今季もシーズンの開幕からあっという間に9月の下旬となった。ペナントレースも優勝争い、順位争い、そして個人タイトル争いも白熱してきた。同時に、来シーズンの編成を考える時期でもある。
編成を考える上でどのチームも順位に関係なく、新戦力の補強は欠かせない。その大きな手法のひとつがFA選手の獲得である。今シーズンも何人かの主力級の選手がFA権を取得しており、その動向が注目されている。今回は先発投手の目玉となりそうな西勇輝(オリックス)を取り上げてみる。
(成績は9月12日現在)
2008年のドラフト3位でオリックスに入団した西は、初年度から中継ぎとしてマウンドに登るほどの期待をかけられていた。2年目は18試合(内1試合先発)に登板。徐々に戦力になりつつあった西がブレイクしたのは3年目の2011年のことだ。初めての2ケタ勝利(10勝)を記録し、ローテーションを任されることになると、2014年からは3年連続2ケタ勝利を達成する。
昨シーズンは故障もあり規定投球回に到達しなかったが、今シーズンを含めて5度の規定到達は誇れる数字だ。また制球がよく、今シーズンのBB%(対戦打席における四球の割合)は5.1を記録している。
この数字は菅野智之(巨人)、岸孝之(楽天)に次いで12球団中3位。四球が少なく、自滅する可能性が低い投手であるということがわかる。
ちなみに今シーズンの年俸は推定1億1000万円でBランクとなる。そのため金銭補償、人的補償ともに発生し、FA移籍となると戦力図が大きく変わる可能性が高い。
■西勇輝の今シーズンの成績
22試合/8勝12敗/144.2回/109奪三振/31与四球/防御率3.67
先発ローテーションの上位を任されてきた投手ということもあり、西がFA権を行使すれば多くの球団が手を挙げることは間違いない。
現時点ではオリックスと同じ関西圏を本拠地とする阪神を始め、複数の球団が調査を行っているとの報道があった。
もちろん、オリックスも最大限の提示で引き留め交渉を行うが、争奪戦になることは確実だ。
オリックスの投手陣を見ると、仮に西が移籍しても先発ローテーションが足りなくなるわけではない。
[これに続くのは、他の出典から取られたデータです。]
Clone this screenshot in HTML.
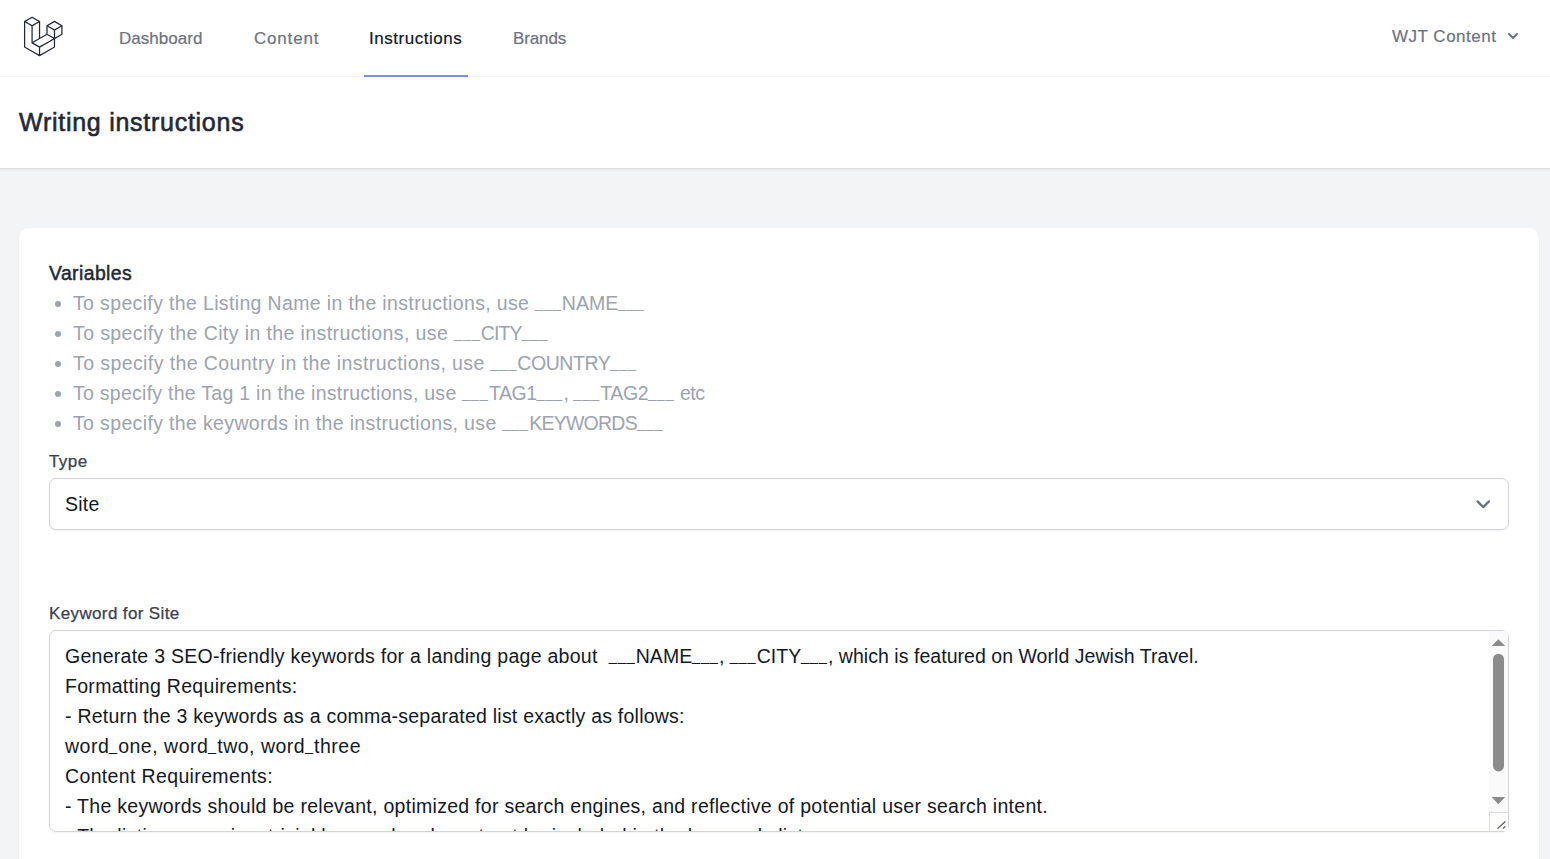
<!DOCTYPE html>
<html lang="en">
<head>
<meta charset="utf-8">
<title>Writing instructions</title>
<style>
  html, body { margin: 0; padding: 0; }
  body {
    width: 1550px; height: 859px; overflow: hidden; position: relative;
    background: #f3f4f6;
    font-family: "Liberation Sans", sans-serif;
    color: #111827;
    -webkit-font-smoothing: antialiased;
  }
  .abs { position: absolute; white-space: nowrap; line-height: 1; }
  nav { position: absolute; left: 0; top: 0; width: 1550px; height: 76px; background: #fff; border-bottom: 1px solid #f3f4f6; }
  .logo { position: absolute; left: 19px; top: 13.8px; width: 45px; height: 45px; }
  .navlink { font-size: 17px; color: #6b7280; top: 30px; -webkit-text-stroke: 0.2px; }
  .navlink.active { color: #111827; }
  .underline { position: absolute; left: 364px; top: 75px; width: 104px; height: 2px; background: #818cf8; }
  header { position: absolute; left: -10px; top: 77px; width: 1570px; height: 90.6px; background: #fff; box-shadow: 0 1.2px 3.6px 0 rgba(0,0,0,.1), 0 1.2px 2.4px -1.2px rgba(0,0,0,.1); }
  h2 { margin: 0; font-size: 25px; font-weight: 400; -webkit-text-stroke: 0.6px #1f2937; color: #1f2937; left: 29px; top: 33.4px; }
  .card { position: absolute; left: 19px; top: 228px; width: 1520px; height: 700px; background: #fff; border-radius: 10px; box-shadow: 0 1px 2px 0 rgba(0,0,0,.05); }
  .vars { font-size: 19.4px; font-weight: 400; -webkit-text-stroke: 0.5px #1f2937; color: #1f2937; left: 49px; top: 264px; }
  ul { margin: 0; padding: 0; list-style: none; }
  li.abs { font-size: 19.5px; color: #9ca3af; left: 73px; }
  .dot { position: absolute; left: 55px; width: 6.4px; height: 6.4px; border-radius: 50%; background: #9ca3af; }
  label.abs { font-size: 17px; color: #374151; left: 49px; -webkit-text-stroke: 0.25px #374151; }
  .field { position: absolute; left: 49px; width: 1458px; background: #fff; border: 1px solid #d1d5db; border-radius: 7px; box-shadow: 0 1px 2px 0 rgba(0,0,0,.05); }
  .select { top: 478px; height: 50px; }
  .textarea { top: 630px; height: 200px; }
  .ta-clip { position: absolute; left: 0; top: 0; width: 1439px; height: 200px; overflow: hidden; border-radius: 6px 0 0 6px; }
  .u { font-size: 13.5px; font-weight: 700; letter-spacing: 1.4px; position: relative; top: -1.3px; -webkit-text-stroke: 0.6px; }
  .sb-track { position:absolute; right:0; top:0; width:19px; height:200px; background:#fafafa; }
  .sb-svg { position:absolute; right:0; top:0; }
  .ta-line { font-size: 19.5px; color: #111827; left: 15px; }
</style>
</head>
<body>

<nav>
  <svg class="logo" viewBox="0 0 316 316" fill="#1f2937"><path d="M305.8 81.125C305.77 80.995 305.69 80.885 305.65 80.755C305.56 80.525 305.49 80.285 305.37 80.075C305.29 79.935 305.17 79.815 305.07 79.685C304.94 79.515 304.83 79.325 304.68 79.175C304.55 79.045 304.39 78.955 304.25 78.845C304.09 78.715 303.95 78.575 303.77 78.475L251.32 48.275C249.97 47.495 248.31 47.495 246.96 48.275L194.51 78.475C194.33 78.575 194.19 78.725 194.03 78.845C193.89 78.955 193.73 79.045 193.6 79.175C193.45 79.325 193.34 79.515 193.21 79.685C193.11 79.815 192.99 79.935 192.91 80.075C192.79 80.285 192.71 80.525 192.63 80.755C192.58 80.875 192.51 80.995 192.48 81.125C192.38 81.495 192.33 81.875 192.33 82.265V139.625L148.62 164.795V52.575C148.62 52.185 148.57 51.805 148.47 51.435C148.44 51.305 148.36 51.195 148.32 51.065C148.23 50.835 148.16 50.595 148.04 50.385C147.96 50.245 147.84 50.125 147.74 49.995C147.61 49.825 147.5 49.635 147.35 49.485C147.22 49.355 147.06 49.265 146.92 49.155C146.76 49.025 146.62 48.885 146.44 48.785L93.99 18.585C92.64 17.805 90.98 17.805 89.63 18.585L37.18 48.785C37 48.885 36.86 49.035 36.7 49.155C36.56 49.265 36.4 49.355 36.27 49.485C36.12 49.635 36.01 49.825 35.88 49.995C35.78 50.125 35.66 50.245 35.58 50.385C35.46 50.595 35.38 50.835 35.3 51.065C35.25 51.185 35.18 51.305 35.15 51.435C35.05 51.805 35 52.185 35 52.575V232.235C35 233.795 35.84 235.245 37.19 236.025L142.1 296.425C142.33 296.555 142.58 296.635 142.82 296.725C142.93 296.765 143.04 296.835 143.16 296.865C143.53 296.965 143.9 297.015 144.28 297.015C144.66 297.015 145.03 296.965 145.4 296.865C145.5 296.835 145.59 296.775 145.69 296.745C145.95 296.655 146.21 296.565 146.45 296.435L251.36 236.035C252.72 235.255 253.55 233.815 253.55 232.245V174.885L303.81 145.945C305.17 145.165 306 143.725 306 142.155V82.265C305.95 81.875 305.89 81.495 305.8 81.125ZM144.2 227.205L100.57 202.515L146.39 176.135L196.66 147.195L240.33 172.335L208.29 190.625L144.2 227.205ZM244.75 114.995V164.795L226.39 154.225L201.03 139.625V89.825L219.39 100.395L244.75 114.995ZM249.12 57.105L292.81 82.265L249.12 107.425L205.43 82.265L249.12 57.105ZM114.49 184.425L96.13 194.995V85.305L121.49 70.705L139.85 60.135V169.815L114.49 184.425ZM91.76 27.425L135.45 52.585L91.76 77.745L48.07 52.585L91.76 27.425ZM43.67 60.135L62.03 70.705L87.39 85.305V202.545V202.555V202.565C87.39 202.735 87.44 202.895 87.46 203.055C87.49 203.265 87.49 203.485 87.55 203.695V203.705C87.6 203.875 87.69 204.035 87.76 204.195C87.84 204.375 87.89 204.575 87.99 204.745C87.99 204.745 87.99 204.755 88 204.755C88.09 204.905 88.22 205.035 88.33 205.175C88.45 205.335 88.55 205.495 88.69 205.635L88.7 205.645C88.82 205.765 88.98 205.855 89.12 205.965C89.28 206.085 89.42 206.225 89.59 206.325C89.6 206.325 89.6 206.325 89.61 206.335C89.62 206.335 89.62 206.345 89.63 206.345L139.87 234.775V285.065L43.67 229.705V60.135ZM244.75 229.705L148.58 285.075V234.775L219.8 194.115L244.75 179.875V229.705ZM297.2 139.625L253.49 164.795V114.995L278.85 100.395L297.21 89.825V139.625H297.2Z"/></svg>
  <a class="abs navlink" id="n1" style="letter-spacing:0.027px; left:119px">Dashboard</a>
  <a class="abs navlink" id="n2" style="letter-spacing:0.808px; left:254px">Content</a>
  <a class="abs navlink active" id="n3" style="letter-spacing:0.536px; left:369px">Instructions</a>
  <a class="abs navlink" id="n4" style="letter-spacing:-0.123px; left:513px">Brands</a>
  <div class="underline"></div>
  <span class="abs navlink" id="n5" style="letter-spacing:0.506px; left:1392px; top:28px">WJT Content</span>
  <svg style="position:absolute; left:1503.05px; top:26px; width:20px; height:20px" viewBox="0 0 20 20" fill="#6b7280"><path fill-rule="evenodd" d="M5.293 7.293a1 1 0 011.414 0L10 10.586l3.293-3.293a1 1 0 111.414 1.414l-4 4a1 1 0 01-1.414 0l-4-4a1 1 0 010-1.414z" clip-rule="evenodd"/></svg>
</nav>

<header>
  <h2 class="abs" id="title" style="letter-spacing:0.732px; ">Writing instructions</h2>
</header>

<div class="card"></div>

<div class="abs vars" id="vars" style="letter-spacing:0.411px; ">Variables</div>
<ul>
  <li class="abs" id="l1" style="letter-spacing:0.354px; top:294px">To specify the Listing Name in the instructions, use <span class="u">___</span><span id="l1s" style="letter-spacing:0.027px">NAME<span class="u">___</span></span></li>
  <li class="abs" id="l2" style="letter-spacing:0.4px; top:324px">To specify the City in the instructions, use <span class="u">___</span><span id="l2s" style="letter-spacing:-0.881px">CITY<span class="u">___</span></span></li>
  <li class="abs" id="l3" style="letter-spacing:0.413px; top:354px">To specify the Country in the instructions, use <span class="u">___</span><span id="l3s" style="letter-spacing:-0.437px">COUNTRY<span class="u">___</span></span></li>
  <li class="abs" id="l4" style="letter-spacing:0.268px; top:384px">To specify the Tag 1 in the instructions, use <span class="u">___</span><span id="l4s" style="letter-spacing:-0.407px">TAG1<span class="u">___</span>, <span class="u">___</span>TAG2<span class="u">___</span> etc</span></li>
  <li class="abs" id="l5" style="letter-spacing:0.358px; top:414px">To specify the keywords in the instructions, use <span class="u">___</span><span id="l5s" style="letter-spacing:-0.75px">KEYWORDS<span class="u">___</span></span></li>
</ul>
<div class="dot" style="top:301px"></div>
<div class="dot" style="top:331px"></div>
<div class="dot" style="top:361px"></div>
<div class="dot" style="top:391px"></div>
<div class="dot" style="top:421px"></div>

<label class="abs" id="lab1" style="letter-spacing:0.412px; top:453px">Type</label>
<div class="field select">
  <span class="abs ta-line" id="site" style="letter-spacing:0.226px; top:16px">Site</span>
  <svg style="position:absolute; left:1418.75px; top:10.65px; width:28.5px; height:28.5px" viewBox="0 0 20 20" fill="none"><path stroke="#6b7280" stroke-linecap="round" stroke-linejoin="round" stroke-width="1.65" d="M6 8l4 4 4-4"/></svg>
</div>

<label class="abs" id="lab2" style="letter-spacing:0.366px; top:605px">Keyword for Site</label>
<div class="field textarea">
  <div class="sb-track"></div>
  <svg class="sb-svg" width="19" height="200" viewBox="0 0 19 200">
    <polygon points="2.6,15 16.2,15 9.4,8.2" fill="#8b8b8b"/>
    <rect x="4" y="22.7" width="11" height="117.7" rx="5.5" fill="#8b8b8b"/>
    <polygon points="2.6,166.1 16.2,166.1 9.4,173.3" fill="#8b8b8b"/>
    <rect x="0.5" y="181.5" width="19" height="19" fill="#fdfdfd" stroke="#dcdcdc" stroke-width="1"/>
    <path d="M8.5 197.6 L16.4 190.5 M13.8 197.6 L16.4 195.4" stroke="#555" stroke-width="1.2" fill="none"/>
  </svg>
  <div class="ta-clip">
  <span class="abs ta-line" id="t1" style="letter-spacing:0.273px; top:16px; white-space:pre">Generate 3 SEO-friendly keywords for a landing page about  <span class="u">___</span><span id="t1s" style="letter-spacing:0.039px">NAME<span class="u">___</span>, <span class="u">___</span>CITY<span class="u">___</span>, which is featured on World Jewish Travel.</span></span>
  <span class="abs ta-line" id="t2" style="letter-spacing:0.293px; top:46px">Formatting Requirements:</span>
  <span class="abs ta-line" id="t3" style="letter-spacing:0.233px; top:76px">- Return the 3 keywords as a comma-separated list exactly as follows:</span>
  <span class="abs ta-line" id="t4" style="letter-spacing:0.498px; top:106px">word<span class="u">_</span>one, word<span class="u">_</span>two, word<span class="u">_</span>three</span>
  <span class="abs ta-line" id="t5" style="letter-spacing:0.355px; top:136px">Content Requirements:</span>
  <span class="abs ta-line" id="t6" style="letter-spacing:0.282px; top:166px">- The keywords should be relevant, optimized for search engines, and reflective of potential user search intent.</span>
  <span class="abs ta-line" id="t7" style="letter-spacing:0.299px; top:196px">- The listing name is a trivial keyword and must not be included in the keywords list.</span>
  </div>
</div>

</body>
</html>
すでに残留が決まっているアルバース、山岡泰輔、金子千尋と3人は確定。その他にも現在は離脱中だが田嶋大樹、松葉貴大、東明大貴と先発投手は揃っている。しかし枚数が揃っていたとしても、チーム1の投球回数を誇っている西の穴はとてつもなく大きい。オリックスとしては、できることなら残留してほしいのが、球団の思いとしてあるはずだ。
過去を見てもオリックスは宣言残留を認めているだけに、国内FA宣言を行ったのちにオリックスを含めた各球団と交渉の可能性はある。そう考えると、決着までに時間はかかるかもしれない。
西は昨シーズン終了後の契約更改では単年契約でサインしている。報道によると、「成績の悪かったシーズンを基準としてしまうと安くなってしまう」という理由で球団は単年契約を提示したという。
その席上で、西はポスティング移籍によるメジャーリーグ移籍を直訴していたという。もちろん球団は縦に首を振らなかったが、来シーズン中に海外FAを取得すれば、なんの見返りもなくメジャー移籍が可能となってしまう。それを避けるために今シーズン終了後にポスティング申請を行うことも十分に考えられる。
その情報をつかんでいるのか、メジャー数球団がスカウトを派遣し、西の視察を行っている。エース級としての活躍は難しくとも、ローテーションの中位から下位、もしくは制球力を生かした中継ぎでの活躍ができるとも評されており、ポスティング申請での入札の可能性はある。
西は国内FAを行使するのか、それともポスティング申請によりメジャー移籍を目指すのか、はたまた残留するのか、その動向に注目したい。